■ **YOUR TASK**
Work through the entries below and report how many lines include "this". The number alone is the answer.

■ **RECORD SET**
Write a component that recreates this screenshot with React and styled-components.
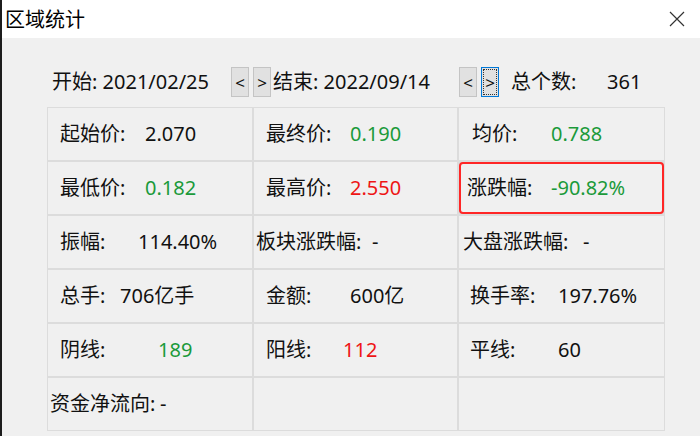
import React from 'react'
import styled, { createGlobalStyle } from 'styled-components'

const Global = createGlobalStyle`
  html, body {
    margin: 0;
    padding: 0;
    background: #f0f0f0;
  }
  body {
    font-family: "Noto Sans", "Noto Sans CJK SC", sans-serif;
  }
`

const Window = styled.div`
  width: 700px;
  height: 436px;
  box-sizing: border-box;
  border-left: 2px solid #1c1c1c;
  background: #f0f0f0;
  overflow: hidden;
  display: flex;
  flex-direction: column;
`

const TitleBar = styled.div`
  height: 38px;
  flex: none;
  background: #fff;
  display: flex;
  align-items: center;
  justify-content: space-between;
  padding: 0 15px 0 3px;
  font-family: "Noto Sans CJK SC", sans-serif;
  font-size: 20px;
  color: #000;
  line-height: 1;
`

const Body = styled.div`
  padding: 29px 0 0 45px;
`

const Header = styled.div`
  display: flex;
  align-items: center;
  height: 30px;
  font-size: 20px;
  color: #111;
  line-height: 1;
  padding-left: 5px;
`

const HeadText = styled.span`
  width: ${p => p.w}px;
  margin-left: ${p => p.ml || 0}px;
  flex: none;
  white-space: pre;
`

const Stepper = styled.div`
  display: flex;
  gap: 4px;
  flex: none;
`

const StepButton = styled.button`
  width: 18px;
  height: 30px;
  padding: 0;
  box-sizing: border-box;
  background: #e1e1e1;
  border: 1px solid ${p => (p.focused ? '#0078d7' : '#c4c4c4')};
  outline: ${p => (p.focused ? '1px dotted #333' : 'none')};
  outline-offset: -3px;
  font-family: "Noto Sans", sans-serif;
  font-size: 17px;
  color: #111;
  line-height: 1;
`

const Grid = styled.div`
  margin-top: 10px;
  width: 618px;
  display: grid;
  grid-template-columns: 204px 203px 205px;
  grid-auto-rows: 52px;
  gap: 2px;
  padding: 1px;
  box-sizing: border-box;
  background: #dcdcdc;
`

const Cell = styled.div`
  background: #f0f0f0;
  display: flex;
  align-items: center;
  box-sizing: border-box;
  padding-left: ${p => p.pad}px;
  font-size: 20px;
  line-height: 1;
  color: #111;
  white-space: nowrap;
  ${p => p.hl && `
    border: 2px solid #ff2626;
    border-radius: 4px;
    padding-left: ${p.pad - 2}px;
  `}
`

const Label = styled.span`
  width: ${p => p.w}px;
  flex: none;
`

const Value = styled.span`
  color: ${p => (p.tone === 'up' ? '#ee1515' : p.tone === 'down' ? '#1b9a3a' : '#111')};
`

const cells = [
  { label: '起始价:', value: '2.070', pad: 12, w: 85 },
  { label: '最终价:', value: '0.190', pad: 12, w: 84, tone: 'down' },
  { label: '均价:', value: '0.788', pad: 13, w: 79, tone: 'down' },
  { label: '最低价:', value: '0.182', pad: 12, w: 85, tone: 'down' },
  { label: '最高价:', value: '2.550', pad: 12, w: 84, tone: 'up' },
  { label: '涨跌幅:', value: '-90.82%', pad: 8, w: 84, tone: 'down', hl: true },
  { label: '振幅:', value: '114.40%', pad: 12, w: 78 },
  { label: '板块涨跌幅:', value: '-', pad: 2, w: 116 },
  { label: '大盘涨跌幅:', value: '-', pad: 4, w: 120 },
  { label: '总手:', value: '706亿手', pad: 12, w: 60 },
  { label: '金额:', value: '600亿', pad: 12, w: 84 },
  { label: '换手率:', value: '197.76%', pad: 11, w: 88 },
  { label: '阴线:', value: '189', pad: 12, w: 98, tone: 'down' },
  { label: '阳线:', value: '112', pad: 12, w: 77, tone: 'up' },
  { label: '平线:', value: '60', pad: 11, w: 88 },
  { label: '资金净流向:', value: '-', pad: 2, w: 110 },
  { label: '', value: '', pad: 0, w: 0 },
  { label: '', value: '', pad: 0, w: 0 },
]

const CloseIcon = () => (
  <svg width="16" height="16" viewBox="0 0 16 16">
    <path d="M1 1 L15 15 M15 1 L1 15" stroke="#333" strokeWidth="1.2" fill="none" />
  </svg>
)

export default function App() {
  return (
    <>
      <Global />
      <Window>
        <TitleBar>
          <span>区域统计</span>
          <CloseIcon />
        </TitleBar>
        <Body>
          <Header>
            <HeadText w={179}>开始: 2021/02/25</HeadText>
            <Stepper>
              <StepButton>&lt;</StepButton>
              <StepButton>&gt;</StepButton>
            </Stepper>
            <HeadText w={186} ml={2}>结束: 2022/09/14</HeadText>
            <Stepper>
              <StepButton>&lt;</StepButton>
              <StepButton focused>&gt;</StepButton>
            </Stepper>
            <HeadText w={96} ml={12}>总个数:</HeadText>
            <HeadText>361</HeadText>
          </Header>
          <Grid>
            {cells.map((c, i) => (
              <Cell key={i} pad={c.pad} hl={c.hl}>
                <Label w={c.w}>{c.label}</Label>
                <Value tone={c.tone}>{c.value}</Value>
              </Cell>
            ))}
          </Grid>
        </Body>
      </Window>
    </>
  )
}
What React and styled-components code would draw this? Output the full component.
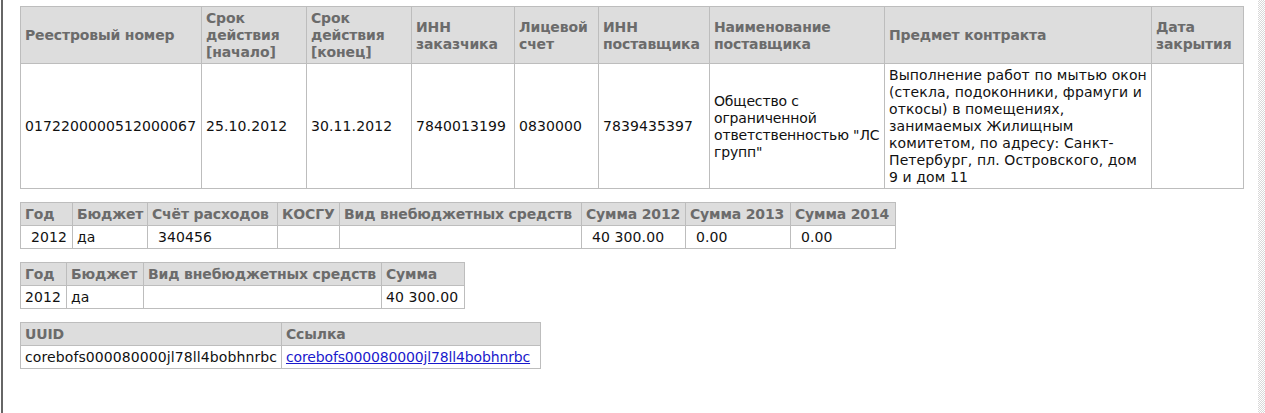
import styled, { createGlobalStyle } from "styled-components";

const GlobalStyle = createGlobalStyle`
    html, body {
        margin: 0;
        padding: 0;
        background: #ffffff;
    }
    body {
        font-family: "DejaVu Sans", Verdana, sans-serif;
        font-size: 14px;
        color: #111111;
    }
`

// long cells keep the same line breaks as the original page
const contract = {
    head: [
        "Реестровый номер",
        "Срок действия [начало]",
        "Срок действия [конец]",
        "ИНН заказчика",
        "Лицевой счет",
        "ИНН поставщика",
        "Наименование поставщика",
        "Предмет контракта",
        "Дата закрытия",
    ],
    widths: [181, 105, 105, 103, 84, 111, 175, 267, 92],
    row: [
        { lines: ["0172200000512000067"] },
        { lines: ["25.10.2012"] },
        { lines: ["30.11.2012"] },
        { lines: ["7840013199"] },
        { lines: ["0830000"] },
        { lines: ["7839435397"] },
        { lines: ["Общество с", "ограниченной", "ответственностью \"ЛС", "групп\""], tight: true },
        {
            lines: [
                "Выполнение работ по мытью окон",
                "(стекла, подоконники, фрамуги и",
                "откосы) в помещениях,",
                "занимаемых Жилищным",
                "комитетом, по адресу: Санкт-",
                "Петербург, пл. Островского, дом",
                "9 и дом 11",
            ],
        },
        { lines: [] },
    ],
}

const finance = {
    head: ["Год", "Бюджет", "Счёт расходов", "КОСГУ", "Вид внебюджетных средств", "Сумма 2012", "Сумма 2013", "Сумма 2014"],
    widths: [52, 75, 130, 62, 242, 104, 105, 105],
    row: [
        { text: "2012", indent: true },
        { text: "да" },
        { text: "340456", indent: true },
        { text: "" },
        { text: "" },
        { text: "40 300.00", indent: true },
        { text: "0.00", indent: true },
        { text: "0.00", indent: true },
    ],
}

const budget = {
    head: ["Год", "Бюджет", "Вид внебюджетных средств", "Сумма"],
    widths: [46, 77, 238, 83],
    row: [{ text: "2012" }, { text: "да" }, { text: "" }, { text: "40 300.00" }],
}

const uuid = "corebofs000080000jl78ll4bobhnrbc"

function Cols({ widths }) {
    return (
        <colgroup>
            {widths.map((w, i) => <col key={i} style={{ width: w }} />)}
        </colgroup>
    )
}

function App() {
    return (
        <StFrame>
            <GlobalStyle />
            <StContent>
                <StTable $width="100%">
                    <Cols widths={contract.widths} />
                    <thead>
                        <tr>
                            {contract.head.map((h) => <StHead key={h} $wrap>{h}</StHead>)}
                        </tr>
                    </thead>
                    <tbody>
                        <tr>
                            {contract.row.map((c, i) => (
                                <StCell key={i} $tight={c.tight}>
                                    {c.lines.map((l) => <StLine key={l}>{l}</StLine>)}
                                </StCell>
                            ))}
                        </tr>
                    </tbody>
                </StTable>

                <StTable $width="875px">
                    <Cols widths={finance.widths} />
                    <thead>
                        <tr>
                            {finance.head.map((h) => <StHead key={h}>{h}</StHead>)}
                        </tr>
                    </thead>
                    <tbody>
                        <tr>
                            {finance.row.map((c, i) => <StCell key={i} $indent={c.indent}>{c.text}</StCell>)}
                        </tr>
                    </tbody>
                </StTable>

                <StTable $width="444px">
                    <Cols widths={budget.widths} />
                    <thead>
                        <tr>
                            {budget.head.map((h) => <StHead key={h}>{h}</StHead>)}
                        </tr>
                    </thead>
                    <tbody>
                        <tr>
                            {budget.row.map((c, i) => <StCell key={i}>{c.text}</StCell>)}
                        </tr>
                    </tbody>
                </StTable>

                <StTable $width="520px">
                    <Cols widths={[261, 259]} />
                    <thead>
                        <tr>
                            <StHead>UUID</StHead>
                            <StHead>Ссылка</StHead>
                        </tr>
                    </thead>
                    <tbody>
                        <tr>
                            <StCell>{uuid}</StCell>
                            <StCell $tight><StLink href="#">{uuid}</StLink></StCell>
                        </tr>
                    </tbody>
                </StTable>
            </StContent>
            <StScrollStrip />
        </StFrame>
    )
}

export default App;

const StFrame = styled.div`
    display: flex;
    min-height: 413px;
    margin-left: 1px;
    border-left: 2px solid #666666;
`
const StContent = styled.div`
    flex: 1;
    display: flex;
    flex-direction: column;
    align-items: flex-start;
    gap: 13px;
    padding: 6px 14px 0 17px;
`
const StScrollStrip = styled.div`
    width: 8px;
    background-color: #ffffff;
    background-image: repeating-conic-gradient(#d8d8d8 0 25%, #ffffff 0 50%);
    background-size: 2px 2px;
`
const StTable = styled.table`
    width: ${(p) => p.$width};
    table-layout: fixed;
    border-collapse: collapse;
    border: 1px solid #bdbdbd;
`
const StHead = styled.th`
    background: #dddddd;
    color: #6b6b6b;
    font-weight: bold;
    letter-spacing: -0.15px;
    text-align: left;
    vertical-align: middle;
    line-height: 17px;
    padding: 3px 4px 2px;
    border: 1px solid #bdbdbd;
    white-space: ${(p) => (p.$wrap ? "normal" : "nowrap")};
`
const StCell = styled.td`
    color: #111111;
    letter-spacing: ${(p) => (p.$tight ? "-0.15px" : "0.1px")};
    text-align: left;
    vertical-align: middle;
    line-height: 17px;
    padding: 3px 4px 2px ${(p) => (p.$indent ? "10px" : "4px")};
    border: 1px solid #bdbdbd;
    white-space: nowrap;
`
const StLine = styled.span`
    display: block;
`
const StLink = styled.a`
    color: #1a1acc;
    text-decoration: underline;
`
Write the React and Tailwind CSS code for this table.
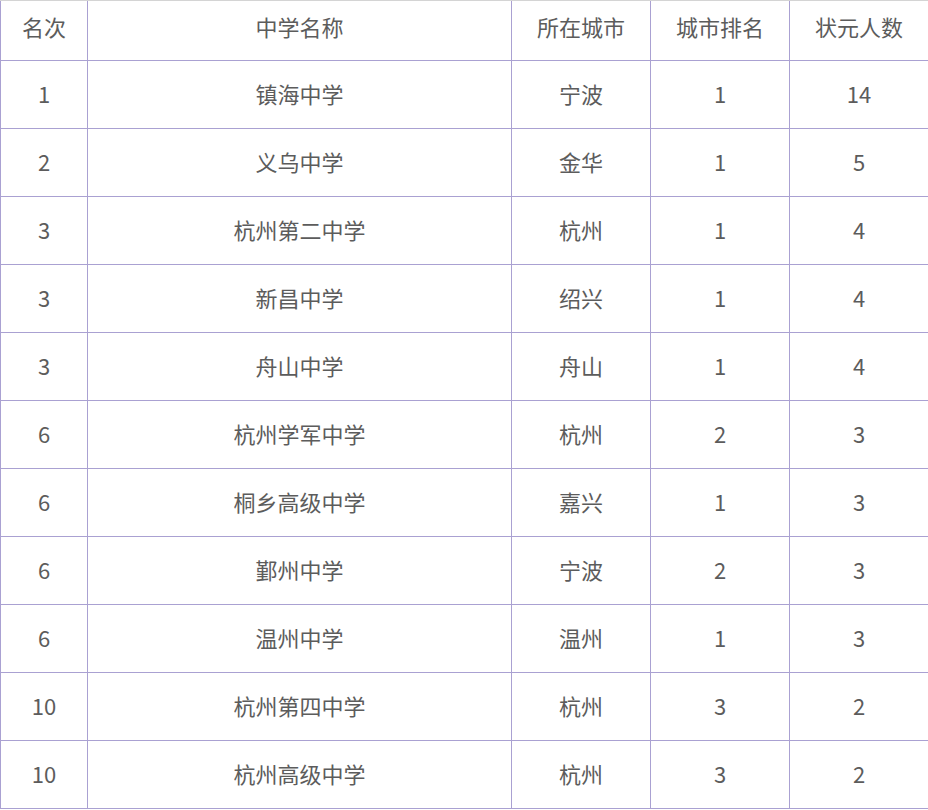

■ **SOLUTION TO THE PROBLEM**
3